Słoweniec Primoz Roglic z grupy LottoNL-Jumbo wygrał po samotnym finiszu 19. etap Tour de France. Jako piąty linię mety minął Rafał Majka (Bora-Hansgrohe)! Żółtą koszulkę lidera zachował natomiast drugi na mecie w Laruns Brytyjczyk Geraint Thomas (Sky).

Trasa 19. etapu TdF wiodła z Lourdes do Laruns: kolarze mieli do pokonania 200,5 km.
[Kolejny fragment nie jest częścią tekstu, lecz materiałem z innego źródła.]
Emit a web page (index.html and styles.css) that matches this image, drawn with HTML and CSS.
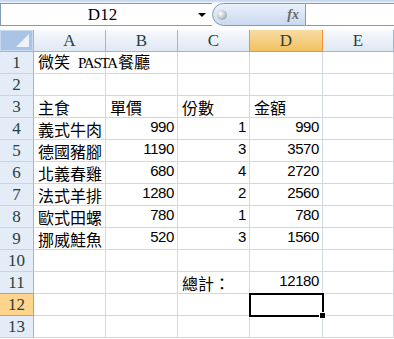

Rafał Majka jechał bardzo aktywnie, próbując wykorzystać swoją ostatnią szansę na etapowe zwycięstwo w tegorocznej "Wielkiej Pętli". Samotnie zaatakował 22 kilometry przed metą, wygrał premię górską na przełęczy Aubisque - ale z przewagą jedynie dziesięciu sekund nad grupką z Thomasem, Roglicem i innymi faworytami wyścigu. Na długim zjeździe do Laruns został doścignięty. Stawce odskoczył natomiast Roglic.

Słoweniec - były skoczek narciarski! - po mistrzowsku pokonywał zakręty i na metę przyjechał z przewagą 19 sekund nad siedmioosobową grupką, którą przyprowadził Geraint Thomas.
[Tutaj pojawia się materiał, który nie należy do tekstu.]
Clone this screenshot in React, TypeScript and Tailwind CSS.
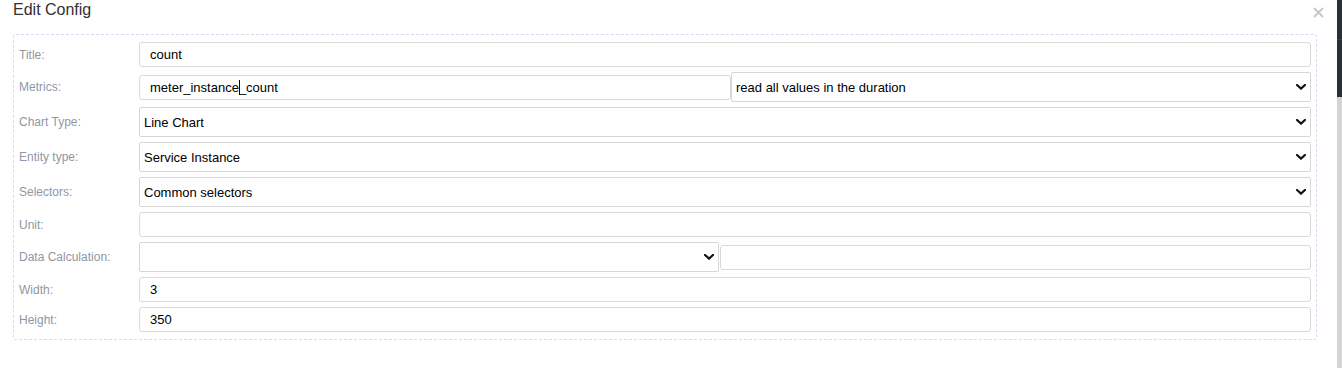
import React from "react";

const font = { fontFamily: '"Liberation Sans", Arial, Helvetica, sans-serif' };

function Chevron() {
  return (
    <svg
      className="pointer-events-none absolute right-[5px] top-1/2 -translate-y-1/2"
      width="10"
      height="6"
      viewBox="0 0 10 6"
      fill="none"
    >
      <path d="M1 1 L5 4.6 L9 1" stroke="#111" strokeWidth="2.2" strokeLinecap="square" />
    </svg>
  );
}

function TextInput({ value, className = "" }: { value: string; className?: string }) {
  return (
    <input
      readOnly
      value={value}
      className={
        "h-[25px] rounded-[3px] border border-[#d9d9d9] bg-white px-[10px] text-[13px] text-black outline-none " +
        className
      }
      style={font}
    />
  );
}

function Select({ value, className = "" }: { value: string; className?: string }) {
  return (
    <div className={"relative h-[30px] " + className}>
      <select
        value={value}
        onChange={() => {}}
        className="h-full w-full appearance-none rounded-[2px] border border-[#d6d6d6] bg-white pl-[4px] pr-6 pt-px text-[13px] text-black outline-none"
        style={font}
      >
        <option value={value}>{value}</option>
      </select>
      <Chevron />
    </div>
  );
}

function Row({ label, children }: { label: string; children: React.ReactNode }) {
  return (
    <div className="flex items-center">
      <div className="w-[120px] shrink-0 text-[12px] text-[#9097a3]">{label}</div>
      <div className="flex flex-1 items-center">{children}</div>
    </div>
  );
}

export default function App() {
  return (
    <div className="flex h-[368px] w-[1342px] bg-white" style={font}>
      <div className="relative flex-1 pl-[13px]">
        <div className="text-[16px] leading-5 text-[#303133]">Edit Config</div>
        <svg
          className="absolute left-[1313px] top-[7px]"
          width="11"
          height="11"
          viewBox="0 0 11 11"
        >
          <path d="M1 1 L10 10 M10 1 L1 10" stroke="#c8c8cc" strokeWidth="2" />
        </svg>
        <div className="mt-[14px] flex w-[1304px] flex-col gap-[5px] rounded-[3px] border border-dashed border-[#dad8ee] pb-[7px] pl-[5px] pr-[5px] pt-[7px]">
          <Row label="Title:">
            <TextInput value="count" className="flex-1" />
          </Row>
          <Row label="Metrics:">
            <div className="relative flex flex-1">
              <TextInput value="meter_instance_count" className="w-full" />
              <span className="absolute left-[100px] top-[5px] h-[15px] w-px bg-black" />
            </div>
            <Select value="read all values in the duration" className="w-[580px]" />
          </Row>
          <Row label="Chart Type:">
            <Select value="Line Chart" className="flex-1" />
          </Row>
          <Row label="Entity type:">
            <Select value="Service Instance" className="flex-1" />
          </Row>
          <Row label="Selectors:">
            <Select value="Common selectors" className="flex-1" />
          </Row>
          <Row label="Unit:">
            <TextInput value="" className="flex-1" />
          </Row>
          <Row label="Data Calculation:">
            <Select value="" className="w-[580px]" />
            <TextInput value="" className="ml-px flex-1" />
          </Row>
          <Row label="Width:">
            <TextInput value="3" className="flex-1" />
          </Row>
          <Row label="Height:">
            <TextInput value="350" className="flex-1" />
          </Row>
        </div>
      </div>
      <div className="flex w-[5px] flex-col">
        <div className="h-[39px] bg-[#2a2e35]" />
        <div className="h-[58px] border-t border-[#3a3e45] bg-[#2a2e35]" />
        <div className="flex-1 bg-[#d4d4d4]" />
      </div>
    </div>
  );
}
Trzecie miejsce zajął Francuz Romain Bardet, czwarty był Irlandczyk Daniel Martin. Za piątym Rafałem Majką uplasowali się Holender Tom Dumoulin, Hiszpan Mikel Landa i czterokrotny zwycięzca Tour de France Brytyjczyk Chris Froome.

W klasyfikacji generalnej prestiżowego wyścigu Roglic awansował na trzecią pozycję, spychając z podium Froome'a. Prowadzi wciąż Thomas przed Dumoulinem.